Усилия мои оказались тщетными. Воистину, глина сердца его стала грубым камнем, в котором не прорасти зерну, грудь же его затвердела подобно граниту.
– Но в других случаях, – настаивал друг, – повторение Божьего имени делало свое дело, и ты мог свершать чудесное. Как же случилось, что в этом случае оно оказалось бессильным? Отчего это средство здесь не оправдывает ожиданий, в то время как оно исцеляло немощи в других случаях?
Иисус ответил:
«Недуг слепоты вызывает страдание,
но быть пораженным тупостью —
это гнев Божий.
Наказание страданием пробуждает сострадание.

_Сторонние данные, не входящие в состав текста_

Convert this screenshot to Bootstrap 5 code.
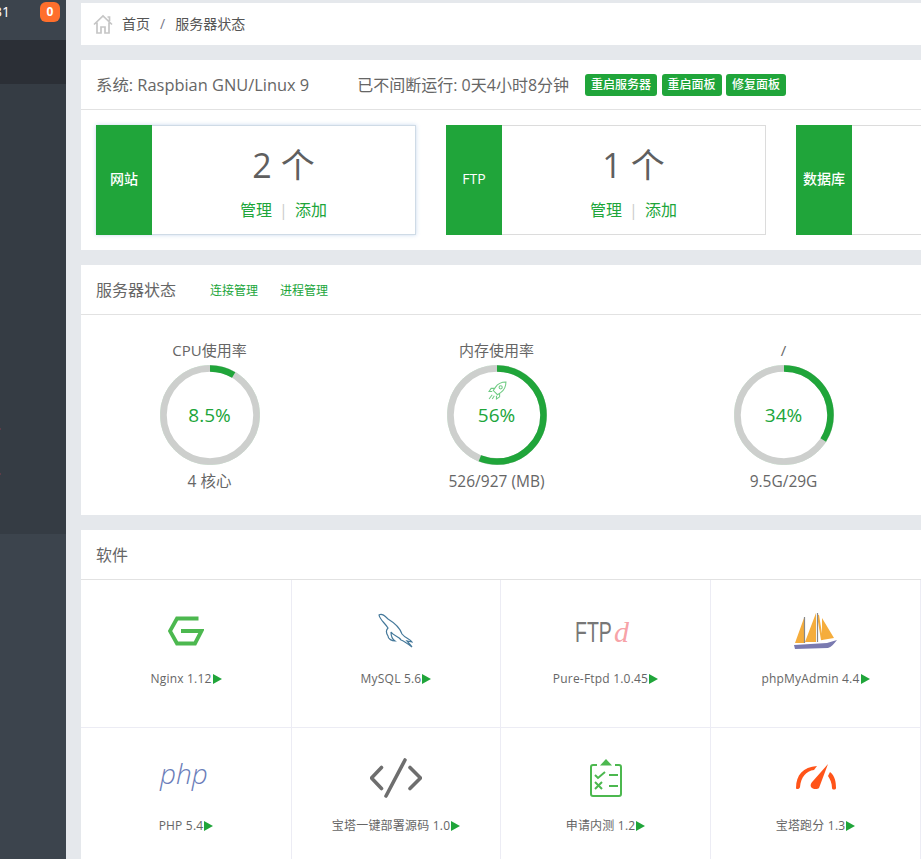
<!DOCTYPE html>
<html lang="zh">
<head>
    <meta charset="UTF-8">
    <title>服务器状态</title>
    <link href="https://cdn.jsdelivr.net/npm/bootstrap@5.3.3/dist/css/bootstrap.min.css" rel="stylesheet">
    <style>
        html, body { height: 859px; overflow: hidden; }
        body {
            background: #e5e8ec;
            color: #555;
            font-family: "Open Sans", "Noto Sans", "Noto Sans CJK SC", sans-serif;
            font-size: 14px;
            line-height: 20px;
        }
        .side-bar { width: 66px; height: 859px; background: #353c44; flex: none; position: relative; }
        .side-top { height: 40px; background: #3c444d; color: #fff; position: relative; overflow: hidden; }
        .side-num { position: absolute; left: -6px; top: 2px; font-size: 14px; }
        .side-badge { position: absolute; left: 40px; top: 2px; width: 20px; height: 20px; border-radius: 6px; background: #ff6f2c; font-size: 12px; font-weight: 700; line-height: 20px; text-align: center; }
        .side-active { height: 44px; background: #2b2f36; }
        .side-mid { height: 450px; }
        .side-low { height: 325px; background: #3c444d; }
        .side-dot { position: absolute; left: 0; width: 1px; height: 2px; background: #5c3c48; }
        .side-dot-a { top: 428px; }
        .side-dot-b { top: 473px; }
        .main-wrap { width: 840px; margin-left: 15px; padding-top: 3px; flex: none; }
        .crumb-bar { height: 42px; background: #fff; margin-bottom: 15px; padding-left: 12px; font-size: 14px; color: #555; }
        .crumb-home { margin-right: 9px; }
        .crumb-sep { color: #778; margin: 0 10px; }
        .sheet { background: #fff; margin-bottom: 15px; }
        .sheet-head { height: 50px; border-bottom: 1px solid #e2e2e2; padding-left: 15px; font-size: 16px; color: #666; }
        .sys-name { font-size: 16.4px; }
        .up-gap { margin-left: 48px; }
        .act-btn { background: #20a53a; color: #fff; font-size: 12px; font-weight: 500; line-height: 22px; height: 22px; padding: 0 6px; border-radius: 3px; margin-right: 4.5px; }
        .act-first { margin-left: 16px; }
        .stat-row { padding: 15px; gap: 30px; height: 140px; width: 1100px; }
        .stat-box { width: 320px; height: 110px; border: 1px solid #dcdcdc; flex: none; }
        .stat-hot { border-color: #cfdbe6; box-shadow: 0 0 4px rgba(130,170,220,.45); }
        .stat-tag { width: 56px; height: 110px; margin: -1px 0 0 -1px; padding-bottom: 2px; background: #20a53a; color: #fff; font-size: 14px; font-weight: 500; flex: none; }
        .stat-body { flex: 1; text-align: center; }
        .stat-num { font-size: 34px; line-height: 40px; color: #5f5f5f; margin-top: 19px; }
        .stat-links { margin-top: 15px; font-size: 16px; line-height: 20px; color: #20a53a; }
        .stat-sep { color: #ccc; margin: 0 7px; font-size: 16px; }
        .head-link { color: #20a53a; font-size: 12px; margin-left: 22px; margin-top: 2px; }
        .head-link-first { margin-left: 34px; }
        .gauge-row { height: 200px; padding-top: 25px; }
        .gauge-cell { width: 287px; text-align: center; flex: none; color: #666; font-size: 15px; }
        .gauge-first { margin-left: -15px; }
        .gauge-ring { width: 100px; height: 100px; position: relative; margin: 5px auto 6px; }
        .gauge-val { position: absolute; inset: 0; display: flex; align-items: center; justify-content: center; color: #20a53a; font-size: 19px; }
        .gauge-rocket { position: absolute; left: 41px; top: 16px; }
        .gauge-foot { font-size: 15.5px; }
        .soft-grid { display: grid; grid-template-columns: 211px 209px 210px 210px; }
        .soft-cell { height: 148px; border-right: 1px solid #ececf4; border-bottom: 1px solid #ececf4; text-align: center; font-size: 12px; letter-spacing: .2px; color: #666; padding-top: 28px; }
        .soft-cell:nth-child(n+5) { padding-top: 27px; }
        .soft-icon { height: 46px; display: flex; align-items: center; justify-content: center; }
        .soft-name { margin-top: 15px; line-height: 20px; }
        .soft-arrow { display: inline-block; width: 0; height: 0; border-left: 9px solid #20a53a; border-top: 5.5px solid transparent; border-bottom: 5.5px solid transparent; vertical-align: -1px; margin-left: 1px; }
        .sheet-last { margin-bottom: 0; }
        .logo-ftp { font-family: "Liberation Sans", sans-serif; font-size: 30px; letter-spacing: 0; fill: #777; }
        .logo-d { font-family: "Liberation Serif", serif; font-style: italic; font-size: 30px; letter-spacing: 0; fill: #f58a90; fill-opacity: .8; }
        .logo-php { font-family: "Open Sans", sans-serif; font-style: italic; font-weight: 300; font-size: 28px; letter-spacing: 0; fill: #6a7db9; }
    </style>
</head>
<body>
<div class="d-flex">
    <div class="side-bar">
        <div class="side-top"><span class="side-num">31</span><span class="side-badge">0</span></div>
        <div class="side-active"></div>
        <div class="side-mid"></div>
        <div class="side-low"></div>
        <span class="side-dot side-dot-a"></span><span class="side-dot side-dot-b"></span>
    </div>
    <div class="main-wrap">
        <div class="crumb-bar d-flex align-items-center">
            <svg class="crumb-home" width="20" height="20" viewBox="0 0 20 20" fill="none" stroke="#c6c6c6" stroke-width="1.700"><path d="M1 10.500 10 2l9 8.500M4 8.500V19h4v-6h4v6h4V8.500M14.500 3h2v4"/></svg>
            <span>首页</span><span class="crumb-sep">/</span><span>服务器状态</span>
        </div>
        <div class="sheet overflow-hidden">
            <div class="sheet-head d-flex align-items-center">
                <span class="sys-name">系统: Raspbian GNU/Linux 9</span>
                <span class="up-gap">已不间断运行: 0天4小时8分钟</span>
                <span class="act-btn act-first">重启服务器</span><span class="act-btn">重启面板</span><span class="act-btn">修复面板</span>
            </div>
            <div class="stat-row d-flex">
                <div class="stat-box stat-hot d-flex">
                    <div class="stat-tag d-flex align-items-center justify-content-center">网站</div>
                    <div class="stat-body">
                        <div class="stat-num">2 个</div>
                        <div class="stat-links">管理<span class="stat-sep">|</span>添加</div>
                    </div>
                </div>
                <div class="stat-box d-flex">
                    <div class="stat-tag d-flex align-items-center justify-content-center">FTP</div>
                    <div class="stat-body">
                        <div class="stat-num">1 个</div>
                        <div class="stat-links">管理<span class="stat-sep">|</span>添加</div>
                    </div>
                </div>
                <div class="stat-box d-flex">
                    <div class="stat-tag d-flex align-items-center justify-content-center">数据库</div>
                    <div class="stat-body"></div>
                </div>
            </div>
        </div>
        <div class="sheet">
            <div class="sheet-head d-flex align-items-center">
                <span>服务器状态</span>
                <span class="head-link head-link-first">连接管理</span>
                <span class="head-link">进程管理</span>
            </div>
            <div class="gauge-row d-flex">
                <div class="gauge-cell gauge-first">
                    <div>CPU使用率</div>
                    <div class="gauge-ring">
                        <svg width="100" height="100" viewBox="0 0 100 100"><circle cx="50" cy="50" r="49.700" fill="none" stroke="#a9d6b3" stroke-width=".6"/><circle cx="50" cy="50" r="46.500" fill="none" stroke="#cdcfcd" stroke-width="6.500"/><circle cx="50" cy="50" r="46.500" fill="none" stroke="#20a53a" stroke-width="6.500" pathLength="100" stroke-dasharray="8.500 91.500" transform="rotate(-90 50 50)"/></svg>
                        <div class="gauge-val">8.5%</div>
                    </div>
                    <div class="gauge-foot">4 核心</div>
                </div>
                <div class="gauge-cell">
                    <div>内存使用率</div>
                    <div class="gauge-ring">
                        <svg width="100" height="100" viewBox="0 0 100 100"><circle cx="50" cy="50" r="49.700" fill="none" stroke="#a9d6b3" stroke-width=".6"/><circle cx="50" cy="50" r="46.500" fill="none" stroke="#cdcfcd" stroke-width="6.500"/><circle cx="50" cy="50" r="46.500" fill="none" stroke="#20a53a" stroke-width="6.500" pathLength="100" stroke-dasharray="56 44" transform="rotate(-90 50 50)"/></svg>
                        <svg class="gauge-rocket" width="19" height="19" viewBox="0 0 18 18" fill="none" stroke="#6fcb83" stroke-width="1"><path d="M17 1c-5 0-8 2-10 5l-2 3 4 4 3-2c3-2 5-5 5-10zM6 7H3L1 10h3M11 12v3l-3 2v-3M4 13l-3 4M6 14l-2 3"/><circle cx="12" cy="6" r="1.500"/></svg>
                        <div class="gauge-val">56%</div>
                    </div>
                    <div class="gauge-foot">526/927 (MB)</div>
                </div>
                <div class="gauge-cell">
                    <div>/</div>
                    <div class="gauge-ring">
                        <svg width="100" height="100" viewBox="0 0 100 100"><circle cx="50" cy="50" r="49.700" fill="none" stroke="#a9d6b3" stroke-width=".6"/><circle cx="50" cy="50" r="46.500" fill="none" stroke="#cdcfcd" stroke-width="6.500"/><circle cx="50" cy="50" r="46.500" fill="none" stroke="#20a53a" stroke-width="6.500" pathLength="100" stroke-dasharray="34 66" transform="rotate(-90 50 50)"/></svg>
                        <div class="gauge-val">34%</div>
                    </div>
                    <div class="gauge-foot">9.5G/29G</div>
                </div>
            </div>
        </div>
        <div class="sheet sheet-last">
            <div class="sheet-head d-flex align-items-center">软件</div>
            <div class="soft-grid">
                <div class="soft-cell">
                    <div class="soft-icon"><svg width="36" height="30" viewBox="0 0 36 30" fill="none" stroke="#4cb84f" stroke-width="3.800"><path d="M30.500 2.500H9L2 15l7 12.500h18L33.500 15H13"/></svg></div>
                    <div class="soft-name">Nginx 1.12<span class="soft-arrow"></span></div>
                </div>
                <div class="soft-cell">
                    <div class="soft-icon"><svg width="38" height="36" viewBox="0 0 38 36" fill="none" stroke="#44789a" stroke-width="1.200"><path d="M2 2c3-2 6 1 9 4 5 3 12 9 14 15 3 4 8 5 10 8l-5-1 5 6c-4-3-8-6-11-7-2-4-8-4-10-8 0 3 1 7 4 9-3 0-7-2-7-5-2-3-2-6 0-8C8 10 3 7 2 2z"/></svg></div>
                    <div class="soft-name">MySQL 5.6<span class="soft-arrow"></span></div>
                </div>
                <div class="soft-cell">
                    <div class="soft-icon"><svg width="62" height="42" viewBox="0 0 62 42"><text class="logo-ftp" transform="translate(0 32) scale(.65 1)">FTP</text><text class="logo-d" x="39" y="32">d</text></svg></div>
                    <div class="soft-name">Pure-Ftpd 1.0.45<span class="soft-arrow"></span></div>
                </div>
                <div class="soft-cell">
                    <div class="soft-icon"><svg width="44" height="38" viewBox="0 0 44 38"><path d="M1 31 10 6v25zM11 30 22 1v29zM28 6l12 20-12 2z" fill="#f5ad3c"/><path d="M24 3l4 25" stroke="#f5ad3c" stroke-width="2"/><path d="M10.500 5v26M23.500 1v29" stroke="#888" stroke-width="1.200"/><path d="M0 33l33-2 10-3c-3 4-6 7-9 8l-33 1z" fill="#7a7ab0"/></svg></div>
                    <div class="soft-name">phpMyAdmin 4.4<span class="soft-arrow"></span></div>
                </div>
                <div class="soft-cell">
                    <div class="soft-icon"><svg width="60" height="42" viewBox="0 0 60 42"><text class="logo-php" x="4" y="27">php</text></svg></div>
                    <div class="soft-name">PHP 5.4<span class="soft-arrow"></span></div>
                </div>
                <div class="soft-cell">
                    <div class="soft-icon"><svg width="52" height="40" viewBox="0 0 52 40" fill="none" stroke="#6e6e6e" stroke-width="3.600" stroke-linecap="round"><path d="M11.500 9.500 1.500 20l10 10.500M40 9.500 50.500 20 40 30.500M35 2 16 38"/></svg></div>
                    <div class="soft-name">宝塔一键部署源码 1.0<span class="soft-arrow"></span></div>
                </div>
                <div class="soft-cell">
                    <div class="soft-icon"><svg width="32" height="40" viewBox="0 0 32 40" fill="none" stroke="#4cb84f" stroke-width="2"><path d="M7 7H3a2 2 0 0 0-2 2v27a2 2 0 0 0 2 2h26a2 2 0 0 0 2-2V9a2 2 0 0 0-2-2h-4M5 17l3 3 7-6M19 17h9M5 24l7 7M12 24l-7 7M19 28h9"/><path d="M10 7.500h12l-6-6.500z" fill="#4cb84f" stroke="none"/></svg></div>
                    <div class="soft-name">申请内测 1.2<span class="soft-arrow"></span></div>
                </div>
                <div class="soft-cell">
                    <div class="soft-icon"><svg width="42" height="28" viewBox="0 0 42 28" fill="#ff5419"><path d="M1 24C1 11 8 3 22 2l-3 4C11 7 6 13 5 23c0 2-4 3-4 1zM41 24c0-6-1-12-6-16l-2 4c2 3 4 7 4 12 0 2 4 2 4 0z"/><path d="M33 0 24 24c-2 2-7 1-8-1-1-2 0-4 2-6z"/></svg></div>
                    <div class="soft-name">宝塔跑分 1.3<span class="soft-arrow"></span></div>
                </div>
            </div>
        </div>
    </div>
</div>
<script src="https://cdn.jsdelivr.net/npm/bootstrap@5.3.3/dist/js/bootstrap.bundle.min.js"></script>
</body>
</html>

Недуг тупости – лишь раздражает.
На сердце глупца наложена
Печать Божия, ничьей руке не сломать ее».
И потому избегай глупцов, как Иисус избегал.
Увы, кровь пролита была сборищем глупцов!
(Руми, Маснави, III, стихи 2570–2599)
29. Иисус и непочтительность учеников
Успех в адабе[67]– вот то, что мы взыскуем от Бога.
Невежливые изгоняются от Божественной милости.
Невежливость не только бесчестие для тебя самого,
но и разжигает пожары дерзости повсюду.
С Небес ниспослана была трапеза[68]
без каравана и торговли,
без слов сказанных и услышанных.
Среди же народа Моисеева[69]
грубые пренебрегли пищей небесной,
требуя: «Где наша чечевица и чеснок?»